4Runner: Measuring a sturdy 71.5 inches tall and 190 inches long, the 4Runner nevertheless gives up a smidgen of headroom and shoulder room to its car-based counterpart. This is largely in part to the truck-like construction, which deploys stout but space-consuming suspension bits.
The 4Runner offers similar levels of headroom compared to its slightly larger unibody sibling. 39.3 in the front and 38.6 inches in the rear to be precise. But due to the body on frame construction, the legroom in the middle row is considerably lower at 32.9 inches even if it does manage to claw back some space in the third row which offers two inches more legroom than the Highlander.

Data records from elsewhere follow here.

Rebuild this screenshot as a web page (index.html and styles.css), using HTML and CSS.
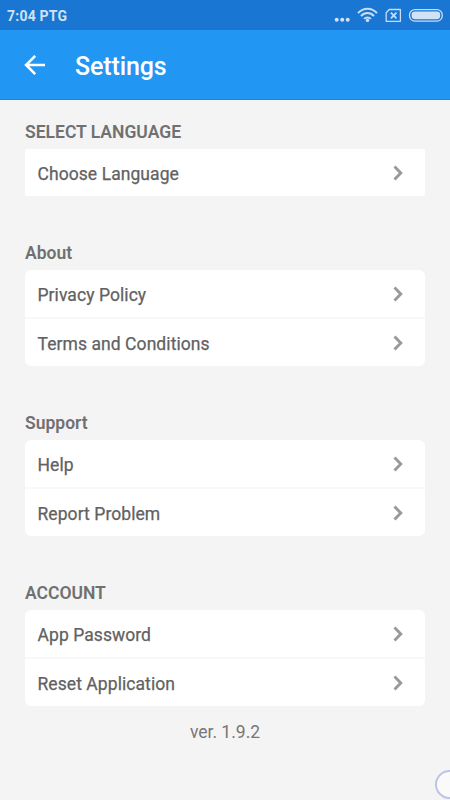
FILE: index.html
```html
<!DOCTYPE html>
<html lang="en">
<head>
<meta charset="utf-8">
<title>Settings</title>
<link rel="stylesheet" href="styles.css">
</head>
<body>
<div class="status">
  <span class="clock">7:04 PTG</span>
  <svg class="status-icons" width="110" height="20" viewBox="0 0 110 20" fill="none" stroke="#c8dcf3">
    <g fill="#d1e2f5" stroke="none"><circle cx="2.7" cy="14.8" r="2"/><circle cx="8.2" cy="14.8" r="2"/><circle cx="13.7" cy="14.8" r="2"/></g>
    <path d="M24 8.2C29.3 2.2 37.7 2.2 43 8.2M27 11.1C30.7 7.1 36.3 7.1 40 11.1M30.1 13.9C32.1 11.9 34.9 11.9 36.9 13.9" stroke-width="2"/>
    <circle cx="33.5" cy="15.4" r="1.7" fill="#d1e2f5" stroke="none"/>
    <path d="M55.2 4.5H66.4V16.3H52.2V7.8Z" stroke-width="1.3" stroke-linejoin="round"/>
    <path d="M56.9 7.7L62.5 13.3M62.5 7.7L56.9 13.3" stroke-width="1.8"/>
    <rect x="75.5" y="4.6" width="32.8" height="11.6" rx="5.4" stroke-width="1.3"/>
    <rect x="77.6" y="6.6" width="28.6" height="7.6" rx="3.4" fill="#d1e2f5" stroke="none"/>
  </svg>
</div>
<header class="bar">
  <svg class="back" width="22" height="22" viewBox="0 0 22 22" fill="none" stroke="#fff" stroke-width="2.6"><path d="M21 11H2.6M11.2 1.9L2.1 11L11.2 20.1"/></svg>
  <h1>Settings</h1>
</header>
<main>
  <section>
    <h2 class="select">SELECT LANGUAGE</h2>
    <div class="card small">
      <div class="row"><span class="language">Choose Language</span><svg class="chevron" viewBox="0 0 10 16"><path d="M1.5 1.5L7.8 8L1.5 14.5"/></svg></div>
    </div>
  </section>
  <section>
    <h2>About</h2>
    <div class="card">
      <div class="row"><span>Privacy Policy</span><svg class="chevron" viewBox="0 0 10 16"><path d="M1.5 1.5L7.8 8L1.5 14.5"/></svg></div>
      <div class="row"><span>Terms and Conditions</span><svg class="chevron" viewBox="0 0 10 16"><path d="M1.5 1.5L7.8 8L1.5 14.5"/></svg></div>
    </div>
  </section>
  <section>
    <h2>Support</h2>
    <div class="card">
      <div class="row"><span>Help</span><svg class="chevron" viewBox="0 0 10 16"><path d="M1.5 1.5L7.8 8L1.5 14.5"/></svg></div>
      <div class="row"><span>Report Problem</span><svg class="chevron" viewBox="0 0 10 16"><path d="M1.5 1.5L7.8 8L1.5 14.5"/></svg></div>
    </div>
  </section>
  <section>
    <h2>ACCOUNT</h2>
    <div class="card">
      <div class="row"><span>App Password</span><svg class="chevron" viewBox="0 0 10 16"><path d="M1.5 1.5L7.8 8L1.5 14.5"/></svg></div>
      <div class="row"><span>Reset Application</span><svg class="chevron" viewBox="0 0 10 16"><path d="M1.5 1.5L7.8 8L1.5 14.5"/></svg></div>
    </div>
  </section>
  <p class="version">ver. 1.9.2</p>
</main>
<div class="assist"></div>
</body>
</html>
```
FILE: styles.css
```css
* { box-sizing: border-box; }
body {
  margin: 0;
  position: relative;
  width: 450px;
  height: 800px;
  overflow: hidden;
  background: #f4f4f4;
  font-family: Roboto, "Liberation Sans", sans-serif;
  color: #616161;
}
.status {
  height: 30px;
  padding: 0 6px 0 7px;
  display: flex;
  justify-content: space-between;
  align-items: center;
  background: #1976d2;
  color: #d1e2f5;
}
.clock { font-size: 14px; font-weight: 700; letter-spacing: 0.22px; line-height: 30px; padding-top: 1px; }
.bar {
  height: 70px;
  display: flex;
  align-items: center;
  padding-left: 24px;
  background: #2196f3;
  border-bottom: 1px solid #1d86dc;
  color: #fff;
}
.back { margin-top: 1px; }
h1 { margin: 0 0 0 29px; padding-top: 4px; font-size: 25px; font-weight: 500; letter-spacing: -0.12px; line-height: 34px; }
main { padding: 21px 25px 0; }
section { margin-bottom: 46px; }
h2 {
  margin: 0;
  height: 28px;
  padding-top: 1px;
  font-size: 17.5px;
  font-weight: 600;
  line-height: 20px;
  color: #707070;
}
.card {
  background: #fff;
  border-radius: 6px;
}
.small { border-radius: 2px; }
.row {
  height: 47px;
  display: flex;
  align-items: center;
  justify-content: space-between;
  padding: 0 22.5px 0 12.5px;
  font-size: 17.5px;
  font-weight: 450;
  line-height: 20px;
  -webkit-text-stroke: 0.25px #616161;
  letter-spacing: 0.07px;
}
.row span { padding-top: 3px; }
.row + .row { height: 49px; border-top: 2px solid #f8f8f8; }
.chevron {
  width: 10px;
  height: 16px;
  fill: none;
  stroke: #999;
  stroke-width: 2.9;
}
.version {
  margin: -30px 0 0;
  text-align: center;
  font-size: 17.5px;
  line-height: 20px;
  color: #777;
}
.assist {
  position: absolute;
  left: 434.5px;
  top: 770px;
  width: 29px;
  height: 29px;
  border: 2px solid #bcc4e8;
  border-radius: 50%;
  background: #fafafa;
}
```
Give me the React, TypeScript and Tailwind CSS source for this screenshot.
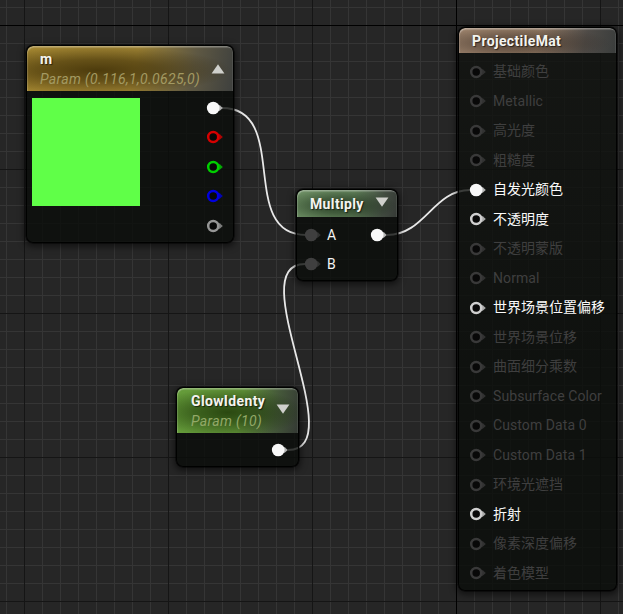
import type { ReactNode } from 'react';

const FONT = "font-['Roboto','Noto_Sans_CJK_SC',sans-serif]";

type PinProps = { color: string; filled?: boolean };

function Pin({ color, filled = false }: PinProps) {
  return (
    <svg className="block h-[14px] w-[18px] shrink-0" viewBox="0 0 18 14">
      <path d="M12 3.6 L14 4.4 L16.8 7 L14 9.6 L12 10.4 Z" fill={color} opacity={filled ? 0.7 : 0.8} />
      <circle cx="7.2" cy="7" r={filled ? 6.3 : 5} fill={filled ? color : '#080808'} stroke={filled ? 'none' : color} strokeWidth="2.5" />
    </svg>
  );
}

function Arrow({ up = false }: { up?: boolean }) {
  return (
    <svg className="block h-[10px] w-[14px]" viewBox="0 0 14 10">
      <path d={up ? 'M7 0.3 L13.4 9.6 H0.6 Z' : 'M0.6 0.4 H13.4 L7 9.7 Z'} fill="#cfd0cc" />
    </svg>
  );
}

function Node({ place, children }: { place: string; children: ReactNode }) {
  return (
    <section
      className={`absolute overflow-hidden rounded-[7px] border border-black/90 shadow-[0_0_0_0.5px_rgba(0,0,0,0.8),0_2px_6px_2px_rgba(0,0,0,0.5)] ${place}`}
    >
      {children}
    </section>
  );
}

const HEADER = 'relative shrink-0 rounded-t-[6px] shadow-[inset_1px_2px_1px_-0.5px_rgba(255,255,255,0.32),inset_-1px_0_0_rgba(255,255,255,0.08)]';
const TITLE = 'whitespace-nowrap text-[14px] leading-[18px] font-bold tracking-[0.36px] text-[#f4f4f0] [text-shadow:1px_1px_1px_rgba(0,0,0,0.6)]';
const SUB = 'whitespace-nowrap text-[14px] leading-[20px] italic tracking-[0.36px]';

const outputs = [
  { name: 'rgb', color: '#f8f8f8', filled: true },
  { name: 'r', color: '#d60000' },
  { name: 'g', color: '#00cf00' },
  { name: 'b', color: '#0000df' },
  { name: 'a', color: '#969696' },
];

const inputs = [
  { label: '基础颜色' },
  { label: 'Metallic', latin: true },
  { label: '高光度' },
  { label: '粗糙度' },
  { label: '自发光颜色', on: true, filled: true },
  { label: '不透明度', on: true },
  { label: '不透明蒙版' },
  { label: 'Normal', latin: true },
  { label: '世界场景位置偏移', on: true },
  { label: '世界场景位移' },
  { label: '曲面细分乘数' },
  { label: 'Subsurface Color', latin: true },
  { label: 'Custom Data 0', latin: true },
  { label: 'Custom Data 1', latin: true },
  { label: '环境光遮挡' },
  { label: '折射', on: true },
  { label: '像素深度偏移' },
  { label: '着色模型' },
];

function Grid() {
  const xs = Array.from({ length: 35 }, (_, i) => 6 + i * 18);
  const ys = Array.from({ length: 34 }, (_, i) => 7 + i * 18);
  return (
    <g shapeRendering="crispEdges">
      {xs.map((x) => <rect key={x} x={x} y="0" width="1" height="614" fill="#353535" />)}
      {ys.map((y) => <rect key={y} x="0" y={y} width="623" height="1" fill="#353535" />)}
      {[24, 168, 312, 600].map((x) => <rect key={x} x={x} y="0" width="1" height="614" fill="#151515" />)}
      {[169, 313, 457, 601].map((y) => <rect key={y} x="0" y={y} width="623" height="1" fill="#151515" />)}
      <rect x="456" y="0" width="1" height="614" fill="#000" />
      <rect x="0" y="25" width="623" height="1" fill="#000" />
    </g>
  );
}

export default function App() {
  return (
    <main className={`relative h-[614px] w-[623px] overflow-hidden bg-[#262626] ${FONT}`}>
      <svg className="absolute inset-0" width="623" height="614" viewBox="0 0 623 614">
        <Grid />
        <g fill="none" stroke="#e8e8e8" strokeWidth="1.8">
          <path d="M222 108 C291 108 237 235 306 235" />
          <path d="M387 235 C425 235 433 190 470 190" />
          <path d="M288 450 C353 450 240 264 305 264" />
        </g>
      </svg>

      <Node place="left-[26px] top-[45px] flex h-[198px] w-[208px] flex-col bg-[rgba(10,13,10,0.8)]">
        <header className={`${HEADER} flex h-[45px] items-center justify-between bg-[radial-gradient(ellipse_135px_24px_at_34%_54%,rgba(50,36,0,0.75),rgba(50,36,0,0.52)_45%,transparent),linear-gradient(100deg,#a28530_0%,#9c8133_52%,#5e5843_80%,#3e403e_100%)] pr-[8px] pl-[13px]`}>
          <div className="pt-[3px]">
            <h2 className={`${TITLE} mb-px -mt-px`}>m</h2>
            <p className={`${SUB} text-[#a39a62]`}>Param (0.116,1,0.0625,0)</p>
          </div>
          <Arrow up />
        </header>
        <div className="flex justify-between pt-[7px] pr-[9px] pl-[5px]">
          <div className="h-[108px] w-[108px] bg-[#60ff48]" />
          <div className="mt-[-5px] flex flex-col">
            {outputs.map((o) => (
              <div key={o.name} className="flex h-[29.5px] items-center">
                <Pin color={o.color} filled={o.filled} />
              </div>
            ))}
          </div>
        </div>
      </Node>

      <Node place="left-[296px] top-[189px] flex h-[92px] w-[102px] flex-col bg-[rgba(10,13,10,0.8)]">
        <header className={`${HEADER} flex h-[27px] items-center justify-between bg-[radial-gradient(ellipse_58px_16px_at_42%_58%,rgba(20,38,18,0.65),rgba(20,38,18,0.45)_45%,transparent),linear-gradient(100deg,#6b8d62_0%,#62825b_55%,#414b40_85%,#363a36_100%)] pr-[8px] pl-[13px]`}>
          <h2 className={TITLE}>Multiply</h2>
          <div className="pb-[4px]"><Arrow /></div>
        </header>
        <div className="flex justify-between pr-[9px] pl-[7px] pt-[3px] text-[14px] text-[#f4f4f4]">
          <div>
            {['A', 'B'].map((l) => (
              <div key={l} className="flex h-[29px] items-center gap-[5px]">
                <Pin color="#3f3f3f" filled />
                <span className="pt-[2px]">{l}</span>
              </div>
            ))}
          </div>
          <div className="flex h-[29px] items-center">
            <Pin color="#f8f8f8" filled />
          </div>
        </div>
      </Node>

      <Node place="left-[176px] top-[387px] flex h-[80px] w-[123px] flex-col bg-[rgba(10,13,10,0.8)]">
        <header className={`${HEADER} flex h-[45px] items-center justify-between bg-[radial-gradient(ellipse_78px_24px_at_42%_54%,rgba(24,48,4,0.75),rgba(24,48,4,0.5)_45%,transparent),linear-gradient(100deg,#659c3a_0%,#609138_52%,#45583a_80%,#343934_100%)] pr-[8px] pl-[14px]`}>
          <div className="pt-[3px]">
            <h2 className={`${TITLE} mb-px -mt-px`}>GlowIdenty</h2>
            <p className={`${SUB} text-[#93a968]`}>Param (10)</p>
          </div>
          <div className="pb-[4px]"><Arrow /></div>
        </header>
        <div className="flex h-[34px] items-center justify-end pr-[9px]">
          <Pin color="#f8f8f8" filled />
        </div>
      </Node>

      <Node place="left-[458px] top-[27px] flex h-[564px] w-[159px] flex-col bg-[linear-gradient(rgba(17,19,16,0.8),rgba(10,13,10,0.8)_60%)]">
        <header className={`${HEADER} flex h-[25px] items-center bg-[radial-gradient(ellipse_95px_17px_at_36%_60%,rgba(48,36,28,0.62),rgba(48,36,28,0.4)_45%,transparent),linear-gradient(100deg,#a0866f_0%,#987f69_50%,#4f4b47_80%,#3a3d3c_100%)] pl-[13px]`}>
          <h2 className={TITLE}>ProjectileMat</h2>
        </header>
        <ul className="pt-[4px] pl-[10px]">
          {inputs.map((p) => (
            <li key={p.label} className="flex h-[29.5px] items-center gap-[6px]">
              <Pin color={p.on ? (p.filled ? '#f8f8f8' : '#cfcfcf') : '#393939'} filled={p.filled} />
              <span className={`text-[14px] whitespace-nowrap ${p.on ? 'text-[#fafafa]' : 'text-[#3f3f3f]'} ${p.latin ? 'tracking-[0.08px]' : ''}`}>{p.label}</span>
            </li>
          ))}
        </ul>
      </Node>
    </main>
  );
}
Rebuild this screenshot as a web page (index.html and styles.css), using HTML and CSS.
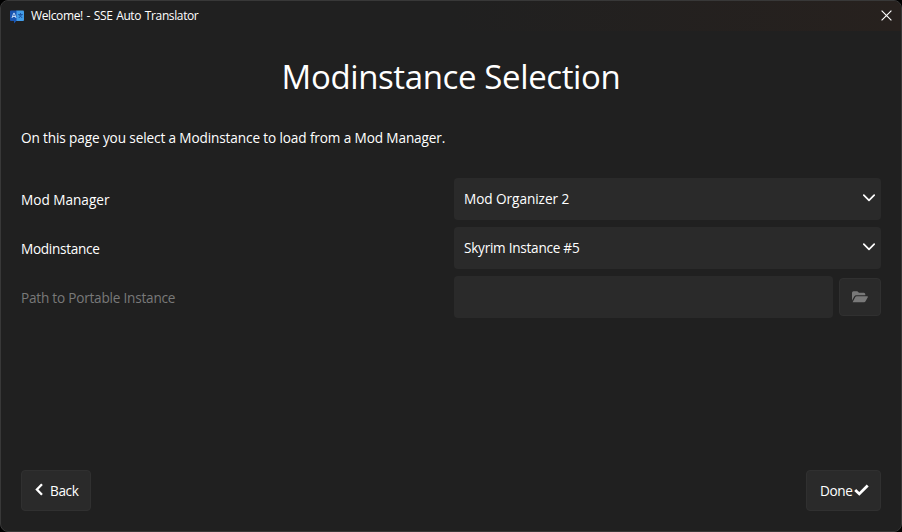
FILE: index.html
```html
<!DOCTYPE html>
<html lang="en">
<head>
<meta charset="utf-8">
<title>Welcome! - SSE Auto Translator</title>
<link rel="stylesheet" href="styles.css">
</head>
<body>
<div class="window">
  <header class="titlebar">
    <svg class="app-icon" width="14" height="14" viewBox="0 0 14 14">
      <path d="M1 0.500h6v10.500H6.200L4 13.500V11H1a1 1 0 0 1-1-1v-8.500a1 1 0 0 1 1-1z" fill="#1a55b0"/>
      <path d="M6.500 0.500h6.500a1 1 0 0 1 1 1v8.500a1 1 0 0 1-1 1H6.500z" fill="#429ce8"/>
      <path d="M2 8l1.700-4.800h.6l1.700 4.800M2.800 6.500h2.400" fill="none" stroke="#d5e6fa" stroke-width=".9"/>
      <path d="M8.200 4.600h4.600M10.500 3v1.600M8.800 8l3-3.300M9.200 4.800l3 3.200" fill="none" stroke="#174e9c" stroke-width=".9"/>
    </svg>
    <span class="caption">Welcome! - SSE Auto Translator</span>
    <svg class="close" width="11" height="11" viewBox="0 0 11 11"><path d="M.6.6l9.800 9.800M10.400.6L.6 10.400" fill="none" stroke="#fff" stroke-width="1.150"/></svg>
  </header>
  <main class="page">
    <h1 class="title">Modinstance Selection</h1>
    <p class="intro">On this page you select a Modinstance to load from a Mod Manager.</p>
    <div class="form">
      <div class="row">
        <span class="label label-manager">Mod Manager</span>
        <div class="field"><span class="value-manager">Mod Organizer 2</span><svg class="chevron" width="12" height="8" viewBox="0 0 12 8"><path d="M.8 1.100L6 6.300l5.200-5.200" fill="none" stroke="#fff" stroke-width="1.700" stroke-linecap="round" stroke-linejoin="round"/></svg></div>
      </div>
      <div class="row">
        <span class="label label-instance">Modinstance</span>
        <div class="field"><span class="value-instance">Skyrim Instance #5</span><svg class="chevron" width="12" height="8" viewBox="0 0 12 8"><path d="M.8 1.100L6 6.300l5.200-5.200" fill="none" stroke="#fff" stroke-width="1.700" stroke-linecap="round" stroke-linejoin="round"/></svg></div>
      </div>
      <div class="row disabled">
        <span class="label label-path">Path to Portable Instance</span>
        <div class="path">
          <div class="field"></div>
          <div class="button browse"><svg width="16" height="12" viewBox="0 0 16 12"><path d="M0 9.600V1.700A1.500 1.500 0 0 1 1.500.2h3.800l1.700 1.600h4.800a1.500 1.500 0 0 1 1.500 1.500v.9H4.500A2.600 2.600 0 0 0 2.200 5.500z" fill="#797979"/><path d="M.6 11.300l2.700-5.200a1.500 1.500 0 0 1 1.300-.8h10.700a.6.600 0 0 1 .5.900l-2.400 4.400a1.500 1.500 0 0 1-1.300.7z" fill="#797979"/></svg></div>
        </div>
      </div>
    </div>
    <footer class="actions">
      <div class="button back"><svg width="8" height="13" viewBox="0 0 8 13"><path d="M7 1.200L1.900 6.500 7 11.800" fill="none" stroke="#fff" stroke-width="2.300"/></svg><span>Back</span></div>
      <div class="button done"><span>Done</span><svg width="15" height="12" viewBox="0 0 15 12"><path d="M1.200 6L5.300 9.900 13.700 1.500" fill="none" stroke="#fff" stroke-width="2.800"/></svg></div>
    </footer>
  </main>
</div>
</body>
</html>
```
FILE: styles.css
```css
* { box-sizing: border-box; }
body {
  margin: 0;
  background: #000;
  color: #fff;
  font: 13.6px/20px "Open Sans", "Noto Sans", sans-serif;
  white-space: nowrap;
}
.window {
  width: 902px;
  height: 532px;
  display: flex;
  flex-direction: column;
  border: 1px solid #383838;
  border-radius: 8px;
  background: #202020;
  overflow: hidden;
}
.titlebar {
  height: 30px;
  flex: none;
  display: flex;
  align-items: center;
  padding: 0 9.5px 0 9px;
  background: linear-gradient(90deg, #202020 50%, #27211e);
}
.app-icon { margin-top: 1px; }
.caption { margin-left: 7px; font-size: 12px; letter-spacing: -0.38px; word-spacing: 1px; }
.close { margin-left: auto; margin-top: -1px; }
.page {
  flex: 1;
  display: flex;
  flex-direction: column;
  padding: 0 20px 20px;
}
.title {
  margin: 20px 0 0;
  height: 50px;
  text-align: center;
  font-size: 33px;
  line-height: 51px;
  font-weight: 400;
  letter-spacing: -0.38px;
}
.intro { margin: 27px 0 0; letter-spacing: -0.12px; }
.form {
  margin-top: 30px;
  display: flex;
  flex-direction: column;
  gap: 7px;
}
.row { display: grid; grid-template-columns: 433px 427px; height: 42px; align-items: center; }
.label { padding-top: 1px; }
.label-instance { letter-spacing: -0.3px; }
.label-path { letter-spacing: -0.22px; }
.value-manager { letter-spacing: -0.05px; }
.value-instance { letter-spacing: -0.26px; }
.disabled .label { color: #797979; }
.field {
  flex: 1;
  height: 42px;
  display: flex;
  align-items: center;
  justify-content: space-between;
  padding: 0 6px 0 10px;
  border-radius: 4px;
  background: #2a2a2a;
}
.chevron { margin-top: -2px; }
.path { display: flex; align-items: center; gap: 6px; }
.button {
  display: flex;
  align-items: center;
  border: 1px solid #303030;
  border-radius: 4px;
  background: #2a2a2a;
}
.browse { width: 42px; height: 38px; justify-content: center; }
.actions { margin-top: auto; display: flex; justify-content: space-between; }
.actions .button { height: 41px; letter-spacing: -0.4px; }
.back { width: 70px; padding-left: 13px; gap: 7px; }
.done { width: 75px; padding-left: 13px; gap: 2px; }
.actions svg { margin-top: -2px; }
.actions span { margin-top: 1px; }
```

Bottom Line: The Toyota Highlander is bigger than the 4Runner and much more spacious for humans in just about every measure. The main reason for this is down to the way they are constructed. Where the Highlander has a unibody construction, the 4Runner is a body on frame. This means, where the frame is a part of the car on the Highlander, the 4Runner sits on top of its frame which automatically results in a smaller available space for the cabin.Get a Quote on a New Toyota Highlander or 4Runner
Highlander: Behind its third-row seat, this family hauler offers 16.0 cubic feet of volume for your gear. With those chairs folded, capacity increases to 48.4 cu-ft. If you choose to turn the Highlander into a two-seat conveyance, 84.3 cubic feet of cargo space is revealed.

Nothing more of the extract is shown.